I am going to do a secondary fermentation and have a question. In order to transfer the beer to the carboy from the fermentation bucket, should I siphon the beer to the carboy or should I pour it into the carboy using a funnel?
Pour it. Make sure to slosh it around a lot too to get more oxygen into it to get the secondary fermentation going again.
Actually, Don't do that.... Siphon.
Pour it. Make sure to slosh it around a lot too to get more oxygen into it to get the secondary fermentation going again.
Actually, Don't do that.... Siphon.
Pour it. Make sure to slosh it around a lot too to get more oxygen into it to get the secondary fermentation going again.
Actually, Don't do that.... Siphon.
homebrewdad said:Dude, that's not cool. Nobody can read your white text unless they highlight it.

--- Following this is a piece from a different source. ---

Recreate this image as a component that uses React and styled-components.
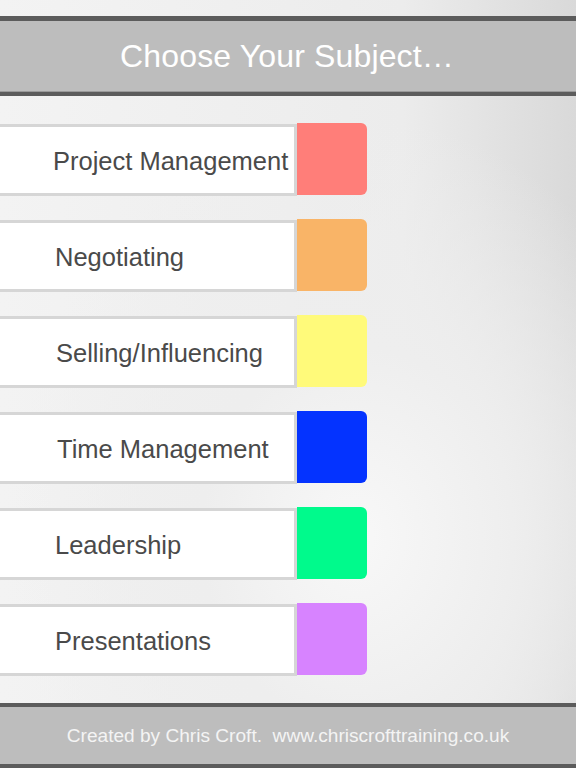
import React from "react";
import styled, { createGlobalStyle } from "styled-components";

const Global = createGlobalStyle`
  html, body { margin: 0; padding: 0; }
  body {
    font-family: "Liberation Sans", Arial, Helvetica, sans-serif;
    background: #ececec;
  }
`;

const Page = styled.div`
  width: 576px;
  height: 768px;
  display: flex;
  flex-direction: column;
  overflow: hidden;
  background:
    radial-gradient(ellipse 60% 55% at 62% 70%, #f8f8f8 0%, #eeeeee 45%, rgba(224,224,224,0) 100%),
    linear-gradient(90deg, #f3f3f3 0%, #ececec 70%, #d9d9d9 100%);
`;

const TopGap = styled.div`
  height: 16px;
  flex: none;
`;

const Header = styled.header`
  flex: none;
  height: 70px;
  background: #bdbdbd;
  border-top: 5px solid #5c5c5c;
  border-bottom: 4px solid #5c5c5c;
  box-shadow: inset 0 -1px 0 #9a9a9a;
  display: flex;
  align-items: center;
  justify-content: center;
  box-sizing: content-box;
  padding-bottom: 1px;
`;

const Title = styled.h1`
  margin: 0;
  font-weight: 400;
  font-size: 32px;
  color: #ffffff;
  letter-spacing: 0.15px;
  transform: translateX(-1px);
`;

const List = styled.main`
  flex: 1;
  display: flex;
  flex-direction: column;
  gap: 24px;
  padding-top: 28px;
`;

const Row = styled.button`
  all: unset;
  cursor: pointer;
  display: flex;
  height: 72px;
  width: 367px;
`;

const Label = styled.div`
  box-sizing: border-box;
  width: 297px;
  height: 72px;
  background: #ffffff;
  border: 3px solid #d6d6d6;
  border-left: none;
  display: flex;
  align-items: center;
  padding-left: ${(p) => p.$indent}px;
  padding-top: 2px;
  font-size: 25.5px;
  color: #4a4a4a;
  white-space: nowrap;
`;

const Swatch = styled.div`
  width: 70px;
  height: 72px;
  background: ${(p) => p.$color};
  border-radius: 0 6px 6px 0;
  margin-top: -1px;
`;

const Footer = styled.footer`
  flex: none;
  height: 57px;
  background: #bdbdbd;
  border-top: 4px solid #5c5c5c;
  border-bottom: 4px solid #5c5c5c;
  display: flex;
  align-items: center;
  justify-content: center;
  font-size: 19.1px;
  color: #f4f4f4;
  white-space: pre;
`;

const subjects = [
  { name: "Project Management", color: "#ff7e79", indent: 53 },
  { name: "Negotiating", color: "#f9b467", indent: 55 },
  { name: "Selling/Influencing", color: "#fffa7a", indent: 56 },
  { name: "Time Management", color: "#0433ff", indent: 57 },
  { name: "Leadership", color: "#00fa8c", indent: 55 },
  { name: "Presentations", color: "#d783ff", indent: 55 },
];

export default function App() {
  return (
    <>
      <Global />
      <Page>
        <TopGap />
        <Header>
          <Title>Choose Your Subject…</Title>
        </Header>
        <List>
          {subjects.map((s) => (
            <Row key={s.name}>
              <Label $indent={s.indent}>{s.name}</Label>
              <Swatch $color={s.color} />
            </Row>
          ))}
        </List>
        <Footer>Created by Chris Croft.  www.chriscrofttraining.co.uk</Footer>
      </Page>
    </>
  );
}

OP, the only time your pour beer is prior to pitching yeast. Yeast need ogygen in the reproductive phase; after that, they do not... you'll get staling of your beer.
kevinb said:please tell me you are just kidding.
since nobody has mentioned this.... You really don't need to go to the secondary for most beers. You can just leave it in the primary for an extra week unless you have some pressing reason for transferring to a secondary. It's just one less step to mess up and one less container to clean.
billl said:Since nobody has mentioned this.... you really don't need to go to the secondary for most beers. You can just leave it in the primary for an extra week unless you have some pressing reason for transferring to a secondary. It's just one less step to mess up and one less container to clean.
What beer styles require a secondary?
I always do a secondary to add gelatin finnings. Transferring to the secondary gets the gelatinous stirred in well without adding oxygen. It would be nice not to transfer though.